Given that truth, and India’s evolving ability to build its own fighters, Antony’s second question should be: given our limits on defence spending, would it not make better long-term sense to invest the MMRCA billions in enhancing our flimsy infrastructure for aeronautical development? Would wisdom not lie in accepting a 32-squadron air force for some years in order to develop ourselves as a comprehensive aeronautical engineering powerhouse? Beyond the lip service paid to indigenisation, the 2011-12 defence budget allocates a mere Rs 4628 crore for the military’s capital expenditure on R&D; while allocating Rs 27,322 crore for the capital purchase of aircraft and aero engines. The project to develop an Advanced Medium Combat Aircraft (AMCA), with custom-designed plug-ins to the IAF’s command networks, has so far been allocated a paltry Rs 90 crores.
A ten billion dollar infusion would fund a world-class infrastructure base of academic and training institutions; facilities for fundamental research; the upgrading of our ancillary aerospace industrial base; the building of test ranges; and adequately-funded programmes to plug our capability gaps, especially in aircraft engines, radars and missiles. A decade down the line, with the AMCA reaching completion, India would never again look abroad for a medium fighter. With the evident success of the indigenous Tejas programme reinforced by the forthcoming experience of co-developing the Fifth Generation Fighter Aircraft (FGFA) with Russia, India’s aircraft designers and manufacturers need to be supported with all the financial muscle that the MoD can muster.
Thirdly, Antony must consider the question of insurance. And he should ensure with his US counterpart that, if our security environment suddenly deteriorates 3-5 years down the road, the IAF would have access to a better combat aircraft than any of the MMRCA candidates. By then the 5th-generation US-built F-35 Joint Strike Fighter will be entering operational service. Unlike the 4th-generation MMRCA contenders, the F-35 will remain a cutting-edge fighter for another four decades.
Like children running heedlessly towards a cliff, the MoD and the IAF seem deaf to all warnings, even to the multiple tales of woe emerging about the MMRCA contenders. In a report commissioned by the UK MoD (“Management of the Typhoon Project”, released on 28th Feb 2011) the British CAG points out that the Eurofighter Typhoon, which was conceived as an air-to-air fighter, will have full ground attack capability only by 2018. “Problems with spares availability” has meant that the Typhoon “has had to take parts from some of its Typhoon aircraft to make other aircraft available to fly”. Despite that, the Typhoon has fallen 13% short of its target in annual flying hours, permitting only limited training by RAF pilots. Between Nov 09 and Aug 10, just “15% of pilots had sufficient training hours to perform tasks beyond air defence”. The report says that it will take another 5 years for the situation to be remedied.

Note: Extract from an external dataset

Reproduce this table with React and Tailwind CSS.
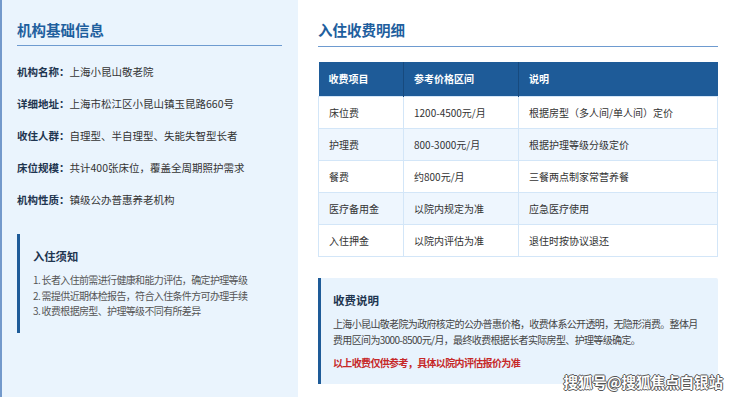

It says something about the IAF’s attitude towards indigenisation that it takes careful cognizance of Indian CAG reports critical of homegrown systems like the Dhruv and the Tejas. But when it comes to a foreign aircraft, the criticism is not taken seriously.
It is this tolerance for foreign folly that has made India the world's largest arms importer, having bought a staggering 9% of all weaponry sold internationally between 2006–10 (figures: Stockholm International Peace Research Institute). Unwilling to back our own defence industry, the MoD seems comfortable with the idea of bailing out others. Earlier this month, Sweden’s defence minister announced that, without an Indian or Brazilian order, his air force would not develop the new Gripen fighter till at least 2018. But, trailing his coattails before New Delhi, he declared that it could be done by 2013-14 if a foreign order came in.
It is not too late for Antony to pull the plug on the MMRCA. The cancellation of that tender will be infused with a hugely positive buzz if it is accompanied by a public declaration to invest significant funds into fast-tracking the AMCA project. This single step would galvanize India’s aerospace sector, including the industrial eco-system that must underpin fighter development. For Antony, it would be a personal triumph, burnishing his nationalistic credentials and highlighting his emergence as a defence minister with the vision to end India’s dependence on foreign arms purchases.